The most important thing in life is not to capitalize on your gains - any fool can do that. The important thing is to profit from your losses. That requires intelligence; and it makes the difference between a man of sense and a fool.
Rebelling against an unwanted fate rarely changes it and only brings bitterness. See fate as an opportunity to make something great, even if it wasn’t part of your “plan.” People who pity themselves usually do so because of who they are, not their circumstances, so don’t rely on it.
Even if things feel hopeless, there are two reasons to try anyway:
- You may succeed
- Even if you fail, trying to make something good from something bad helps us express ourselves and get busy enough to forget our initial worries.
Make Happiness for Others
One of the quickest ways to turn enemies into friends is by focusing on the ways you can help them and others. It makes them happy, which makes them want to make you happy, and it helps everyone get more from life. This doesn’t happen by complaining, criticizing, or demanding attention. It happens by having a mission nobler than the person, which is thinking every day of how you can please someone.
This helps since trying to please others keeps us from thinking of ourselves, which halts worrying thoughts. It brings a sense of meaning to what could feel like a senseless and empty life.

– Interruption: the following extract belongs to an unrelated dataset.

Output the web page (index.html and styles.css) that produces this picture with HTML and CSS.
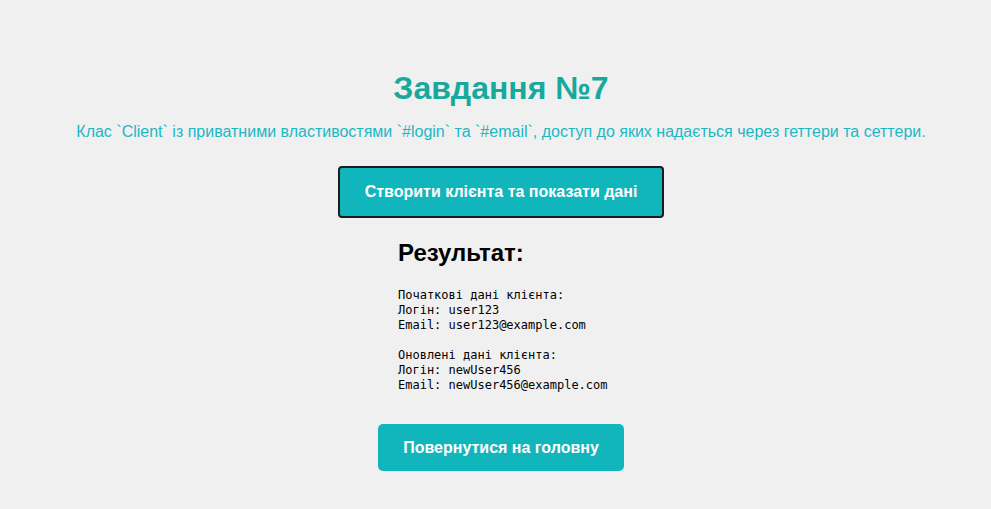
FILE: index.html
```html
<!DOCTYPE html>
<html lang="uk">
<head>
<meta charset="utf-8">
<title>Завдання №7</title>
<link rel="stylesheet" href="styles.css">
</head>
<body>
<main class="page">
  <h1 class="title">Завдання №7</h1>
  <p class="desc">Клас `Client` із приватними властивостями `#login` та `#email`, доступ до яких надається через геттери та сеттери.</p>
  <button class="run-btn">Створити клієнта та показати дані</button>
  <section class="result">
    <h2 class="result-title">Результат:</h2>
<pre class="output">Початкові дані клієнта:
Логін: user123
Email: user123@example.com

Оновлені дані клієнта:
Логін: newUser456
Email: newUser456@example.com</pre>
  </section>
  <a class="back-btn" href="#">Повернутися на головну</a>
</main>
</body>
</html>
```
FILE: styles.css
```css
html, body {
  margin: 0;
  padding: 0;
  background: #f0f0f0;
}
body {
  font-family: Arial, "Liberation Sans", sans-serif;
}
.page {
  display: flex;
  flex-direction: column;
  align-items: center;
  padding-top: 68px;
  padding-left: 11px;
}
.title {
  margin: 0;
  font-size: 32px;
  line-height: 40px;
  font-weight: bold;
  color: #17a99c;
}
.desc {
  margin: 14px 0 0;
  font-size: 16px;
  line-height: 20px;
  color: #1bb8c4;
}
.run-btn {
  margin-top: 24px;
  width: 326px;
  height: 52px;
  background: #10b6bc;
  border: 2px solid #1c1c1c;
  border-radius: 4px;
  color: #fff;
  font-family: Arial, "Liberation Sans", sans-serif;
  font-size: 16px;
  font-weight: bold;
  padding: 0;
}
.result {
  margin-top: 20px;
  align-self: flex-start;
  margin-left: 387px;
}
.result-title {
  margin: 0;
  font-size: 24px;
  line-height: 30px;
  font-weight: bold;
  color: #000;
}
.output {
  margin: 20px 0 0;
  font-family: "DejaVu Sans Mono", monospace;
  font-size: 12px;
  line-height: 15px;
  color: #000;
}
.back-btn {
  margin-top: 31px;
  width: 246px;
  height: 47px;
  display: flex;
  align-items: center;
  justify-content: center;
  background: #10b6bc;
  border-radius: 5px;
  color: #fff;
  text-decoration: none;
  font-size: 16px;
  font-weight: bold;
}
```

When you are good to others, you are best to yourself.
Even if you live a boring life with not many chances to help those in huge need, like orphans, there are ways to make others happy. One of the simplest ways is listening! We all meet lots of people each day who want to share themselves with someone. Showing an eager, honest interest in them and their lives rarely fail to make them smile. Treat them like individuals instead of cogs in a machine. Give them a genuine compliment, ask them how they’re feeling, and show them sympathy or empathy for their struggles. People have a natural thirst for recognition and we all have the power to quench it in others.
Do something every day that makes another smile.